What a weird argument to make.
Common knowledge shouldn't need a source. Asking for one is a technique used to dissuade further discussion. If someone has evidence contrary to the common knowledge then they should be the one to produce that evidence
If by "common knowledge" you mean "previously agreed between the sides", sure. But that is not the case, evident by the reply thread.

If by "common knowledge" you mean "common sense", I refer you to search about the appeal to common sense fallacy. Here's a link:

https://www.logicallyfallacious.com/logicalfallacies/Appeal-...

Nothing can dissuade discussions more than fallacies.

Buddy, they literally had a magazine cover with "GREAT FALL OF CHINA" as the heading.

Anyone who actually reads The Economist is well aware of the constant articles about China's imminent collapse. What's happening in this thread is a bunch of people who clearly don't read it very often are asking for proof of something that is obvious to anyone who does actually read but is hard to prove without a formal study. I can, and have, link(ed) you many articles but no single article will change your mind anyways.

If you genuinely cared you would just google it yourself. But you don't. You are a time suck. There is nothing to be gotten from this exchange except to waste energy into the void of the internet.

(and you give anarchism a bad name. You're probably more similar to ancaps then you'll ever admit)

I have tackled the cover in another comment, so I'll skip it here.

You speak for others as if you are a representative for them. Somehow, it doesn't go through your mind that other people might have different readings and perspectives from articles or papers, and you default to accusing them of just not reading. A view that's possibly amplified by certain social bubbles. Evidence of that lies in your, basically gratuitous, accusation of sinophobia.

This ties to the "common knowledge" issue. Due to diversity, there is no such thing as objective "common knowledge", thus it is always subjective to social groups. Best case scenario, appeal to common knowledge is simply an intolerant way of uncritically asserting your biases onto others, who might not even belong to any of your social groups. Worst case scenario, it's used by bad actors to gaslight their way through a discussion.

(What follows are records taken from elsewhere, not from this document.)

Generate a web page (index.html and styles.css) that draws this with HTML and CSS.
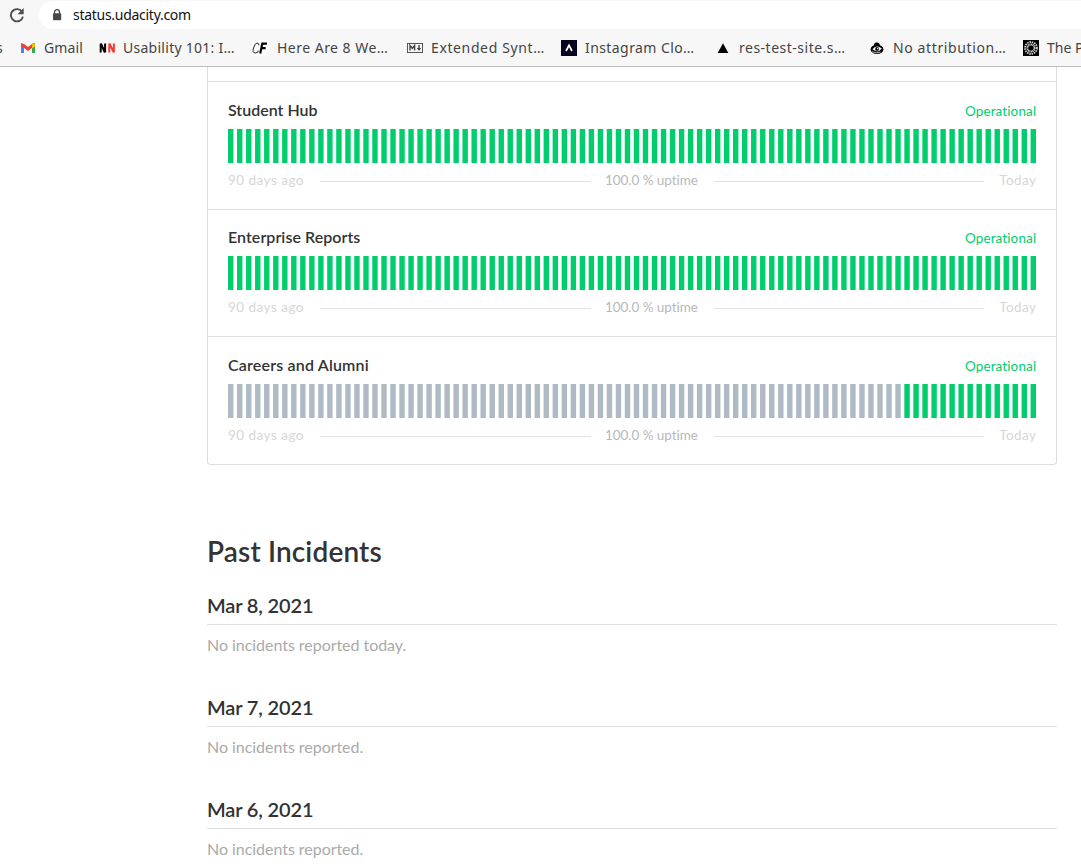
FILE: index.html
```html
<!DOCTYPE html>
<html lang="en">
<head>
<meta charset="utf-8">
<title>Udacity Status</title>
<link rel="stylesheet" href="styles.css">
</head>
<body>
<header class="browser">
  <div class="address-row">
    <svg class="reload" viewBox="0 0 16 16" width="16" height="16"><path d="M13.2 5.1A6.1 6.1 0 1 0 13.9 9.6" fill="none" stroke="#4a4d51" stroke-width="1.9"/><path d="M14.7 1v6.2H8.5z" fill="#4a4d51"/></svg>
    <div class="address">
      <svg class="lock" viewBox="0 0 10 12" width="10" height="12"><path d="M2.5 5V3.2a2.5 2.5 0 0 1 5 0V5" fill="none" stroke="#484848" stroke-width="1.3"/><rect x="1" y="4.3" width="8.2" height="7" rx="1" fill="#484848"/></svg>
      <span class="url">status.udacity.com</span>
    </div>
  </div>
  <nav class="bookmarks">
    <span class="mark m0"><span class="fit">s</span></span>
    <span class="mark m1"><svg viewBox="0 0 16 16" width="16" height="16"><path d="M1 4v9h3V6z" fill="#4285f4"/><path d="M12 6v7h3V4z" fill="#34a853"/><path d="M1 3l3 1 4 3 4-3 1-1 2 .2v2.3L8 11 1 5.8z" fill="#ea4335"/><path d="M12 4l1.4-1q1.6 0 1.6 1.5v2L12 8.6z" fill="#fbbc04"/></svg><span class="fit">Gmail</span></span>
    <span class="mark m2"><svg viewBox="0 0 16 16" width="16" height="16"><path d="M1.7 12.5v-9M6.1 12.5v-9M1.9 3.5l4 9" stroke="#000" stroke-width="2"/><path d="M10.3 12.5v-9M14.9 12.5v-9M10.5 3.5l4.3 9" stroke="#f43b2f" stroke-width="2"/></svg><span class="fit">Usability 101: I…</span></span>
    <span class="mark m3"><svg viewBox="0 0 16 16" width="16" height="16"><path fill="#fff" d="M0 0h16v16H0z"/><path d="M7 5.4Q7 3 5 3T1.5 8t1.8 5 3-2.5" fill="none" stroke="#222"/><path d="M8.2 13.5L10.3 3.7H15M9.5 8.2h4.2" fill="none" stroke="#000" stroke-width="2.2"/></svg><span class="fit">Here Are 8 We…</span></span>
    <span class="mark m4"><svg viewBox="0 0 16 16" width="16" height="16"><rect x=".5" y="3.5" width="15" height="9" fill="none" stroke="#555"/><path d="M3 10.5v-5l2.3 2.8 2.3-2.8v5" fill="none" stroke="#444" stroke-width="1.4"/><path d="M12 5v4" stroke="#444" stroke-width="1.4"/><path d="M9.8 8h4.4L12 10.9z" fill="#444"/></svg><span class="fit">Extended Synt…</span></span>
    <span class="mark m5"><svg viewBox="0 0 16 16" width="16" height="16"><path fill="#04031f" d="M0 0h16v16H0z"/><path d="M5 11l3-5.6L11 11" fill="none" stroke="#fff" stroke-width="1.7"/></svg><span class="fit">Instagram Clo…</span></span>
    <span class="mark m6"><svg viewBox="0 0 16 16" width="16" height="16"><path d="M8 3.2l5.3 9.8H2.7z"/></svg><span class="fit">res-test-site.s…</span></span>
    <span class="mark m7"><svg viewBox="0 0 16 16" width="16" height="16"><path d="M4.8 5.8Q5.2 2.2 8.2 2.6q2.6.3 2.8 3.2l-3-.8z"/><ellipse cx="8" cy="9.4" rx="6.4" ry="4.7"/><path d="M3.4 9.3Q7.4 4.2 12.8 8.6 9 13.8 3.4 9.3z" fill="#f7f7f7"/><circle cx="8.1" cy="9" r="1.9"/><circle cx="8.6" cy="8.5" r=".7" fill="#fff"/><path d="M3 11.6q4 2.4 8.6.5" fill="none" stroke="#f7f7f7" stroke-width=".7"/></svg><span class="fit">No attribution…</span></span>
    <span class="mark m8"><svg viewBox="0 0 16 16" width="16" height="16"><path d="M0 0h16v16H0z"/><g fill="none" stroke="#ccc"><circle cx="8" cy="8" r="6" stroke-width="1.8" stroke-dasharray="1.55 .81"/><circle cx="8" cy="8" r="3.6" stroke-width="2" stroke-dasharray="1.1 .4"/></g></svg><span class="fit">The Podcast</span></span>
  </nav>
</header>
<main class="page">
  <section class="components">
    <div class="stub"></div>
    <article class="component">
      <div class="head"><h3 class="name n1">Student Hub</h3><span class="state">Operational</span></div>
      <svg class="bars" data-empty="0" viewBox="0 0 448 34" preserveAspectRatio="none"></svg>
      <div class="legend"><span class="ago">90 days ago</span><i></i><span class="uptime">100.0 % uptime</span><i></i><span class="today">Today</span></div>
    </article>
    <article class="component tight">
      <div class="head"><h3 class="name n2">Enterprise Reports</h3><span class="state">Operational</span></div>
      <svg class="bars" data-empty="0" viewBox="0 0 448 34" preserveAspectRatio="none"></svg>
      <div class="legend"><span class="ago">90 days ago</span><i></i><span class="uptime">100.0 % uptime</span><i></i><span class="today">Today</span></div>
    </article>
    <article class="component">
      <div class="head"><h3 class="name n3">Careers and Alumni</h3><span class="state">Operational</span></div>
      <svg class="bars" data-empty="75" viewBox="0 0 448 34" preserveAspectRatio="none"></svg>
      <div class="legend"><span class="ago">90 days ago</span><i></i><span class="uptime">100.0 % uptime</span><i></i><span class="today">Today</span></div>
    </article>
  </section>
  <section class="incidents">
    <h2 class="title">Past Incidents</h2>
    <article class="day"><h3 class="date">Mar 8, 2021</h3><p class="note">No incidents reported today.</p></article>
    <article class="day"><h3 class="date">Mar 7, 2021</h3><p class="note">No incidents reported.</p></article>
    <article class="day"><h3 class="date">Mar 6, 2021</h3><p class="note">No incidents reported.</p></article>
  </section>
</main>
<script src="bars.js"></script>
</body>
</html>
```
FILE: styles.css
```css
* { box-sizing: border-box; }
body { margin: 0; height: 867px; overflow: hidden; background: #fff; font-family: Lato, "Liberation Sans", sans-serif; color: #333; }
h2, h3, p { margin: 0; }

.browser { height: 67px; background: #f7f7f7; border-bottom: 1px solid #bdbdbd; font-family: "Noto Sans", "Open Sans", sans-serif; overflow: hidden; }
.address-row { display: flex; height: 30px; padding: 1px 0 1px 9px; }
.reload { flex: none; margin: 6px 14px 0 0; }
.address { flex: 1; display: flex; align-items: center; height: 28px; padding-left: 13px; background: #fff; border-radius: 14px 0 0 14px; }
.lock { margin-right: 11px; }
.url { padding-bottom: 2px; font-size: 14px; letter-spacing: -.28px; color: #111; }

.bookmarks { display: grid; grid-template-columns: 20px 79px 153px 155px 154px 154px 154px 154px 150px; height: 36px; align-items: center; }
.mark { display: flex; align-items: center; gap: 8px; white-space: nowrap; font-size: 14px; color: #444; }
.mark svg { flex: none; }
.fit { padding-bottom: 2px; }
.m0 { margin-left: -4px; }
.m1 { letter-spacing: .1px; }
.m2 { letter-spacing: .27px; }
.m3 { gap: 9px; letter-spacing: .48px; }
.m4 { letter-spacing: .62px; }
.m5 { letter-spacing: .42px; }
.m6 { letter-spacing: .5px; }
.m7 { letter-spacing: .62px; }

.page { width: 850px; margin-left: 207px; }
.components { border: 1px solid #ddd; border-top: 0; border-radius: 0 0 4px 4px; }
.stub { height: 14px; }
.component { height: 128px; padding: 19px 20px 0; border-top: 1px solid #ddd; }
.component.tight { height: 127px; padding-top: 18px; }
.head { display: flex; justify-content: space-between; height: 28px; line-height: 20px; }
.name { font-size: 16px; font-weight: 600; line-height: 18px; }
.n2 { letter-spacing: .05px; }
.n3 { letter-spacing: .18px; }
.state { margin-right: -.2px; font-size: 13.5px; letter-spacing: .12px; line-height: 21px; color: #00ce6c; }
.bars { display: block; width: 808px; height: 34px; }
.legend { display: grid; grid-template-columns: 76px 271px 94px 270px 1fr; column-gap: 0; align-items: center; height: 20px; margin-top: 7px; font-size: 13.5px; color: #d6d6d6; white-space: nowrap; }
.legend { grid-template-columns: 92px 271px 14px 94px 15px 270px 1fr; }
.legend i { height: 1px; margin-top: 2px; background: #e0e0e0; }
.ago { letter-spacing: .48px; }
.uptime { grid-column: 4; letter-spacing: -.05px; color: #b8b8b8; }
.uptime + i { grid-column: 6; }
.today { letter-spacing: .4px; text-align: right; margin-right: -.4px; }

.incidents { padding-top: 69px; }
.title { font-size: 28px; line-height: 34px; font-weight: 600; letter-spacing: .15px; }
.day { height: 102px; }
.title + .day { margin-top: 24px; }
.date { height: 33px; line-height: 27px; font-size: 20px; font-weight: 600; letter-spacing: -.15px; border-bottom: 1px solid #ddd; }
.note { margin-top: 8px; line-height: 24px; font-size: 16px; letter-spacing: -.04px; color: #aaa; }
```
FILE: bars.js
```js
document.querySelectorAll('.bars').forEach(function (chart) {
  var empty = Number(chart.dataset.empty);
  for (var day = 0; day < 90; day++) {
    var bar = document.createElementNS('http://www.w3.org/2000/svg', 'rect');
    bar.setAttribute('x', day * 5);
    bar.setAttribute('width', 3);
    bar.setAttribute('height', 34);
    bar.setAttribute('fill', day < empty ? '#b0bac5' : '#00ce6c');
    chart.appendChild(bar);
  }
});
```
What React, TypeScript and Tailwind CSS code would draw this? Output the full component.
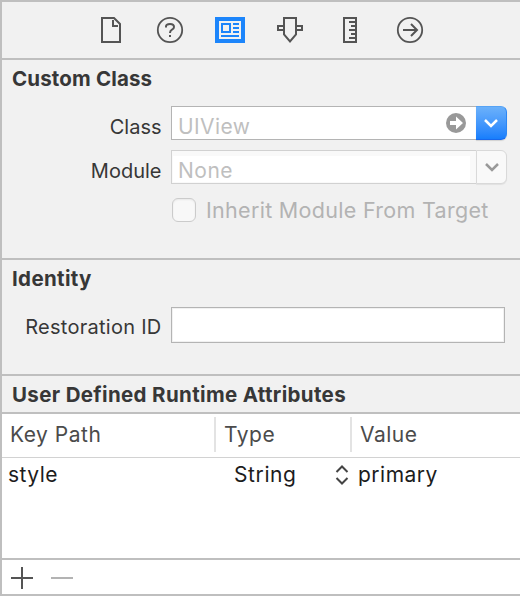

Someone asked you to fetch the current month's article (not a study) to use as a sample. Instead of just quickly googling and linking it, allowing the conversation to go forward, you kept trying to dismiss and avoid doing your due dilligence. Only after many posts, you managed to post a analyzable sample. If that's not a waste of energy, I don't know what is.

If you genuinely believe this was a total waste of energy, you could've just left. If your arguments were solid, no further comments would take them down (that is, if you made actual arguments, not just claims before).

I'm not here to change your mind (specially given how you treat all your proof as "common knowledge", which indicates that is so enshrined in your perspective, that only a serious event can actually change), but to either: present a point or debunk bogus/baseless claims (primarily this one). Other people can read through our posts and reach their own conclusion.

That was a cover article with the sub heading "Fear about China’s economy can be overdone. But investors are right to be nervous" and it was about China's biggest one-day stockmarket fall since 2007 that caused broader market contagion in SE Asia. You're being disingenuous or not reading the things you're posting.

>If you genuinely cared you would just google it yourself. But you don't. You are a time suck.

If you cared you'd read the article you're mentioning, but you didn't. You're a time suck.

> you give anarchism a bad name.

No, shilling for the CCP does that.

You're arguing that you shouldn't need a source to say that the Economist has an anti-China bias. But that's not common knowledge, and the link you provided elsewhere didn't point to an Economist article demonstrating that you either didn't read it or are acting in bad faith.

Also bringing up the Holocaust in this context is just fucking weird.

Yes, of course, the perceived editorial line of the Economist is similar to the Holocaust. Also, it is quite easy to do in the later case, you can link the relevant wikipedia article.
Depends if we are in agreement. If we are, no. If we aren't and we want to have a sincere discussion, yes.

If all you do is come, claim that the Holocaust happened in a certain way, and hoped to call it a day without any proof nor evidence, that's just a demonstration of your own bad faith and intolerance.

Luckily for many, the internet is filled with evidence about it, so any good faith argumenter should have little difficuty doing so.

The only people averted to do so are people not interested in a proper discussion, at which point, they should just leave rather than spout baseless claims. Even if their conclusion is correct, poor arguments do nothing more than hurt the pursuit of the truth (normally for spreading intolerance, which helped the Holocaust happen).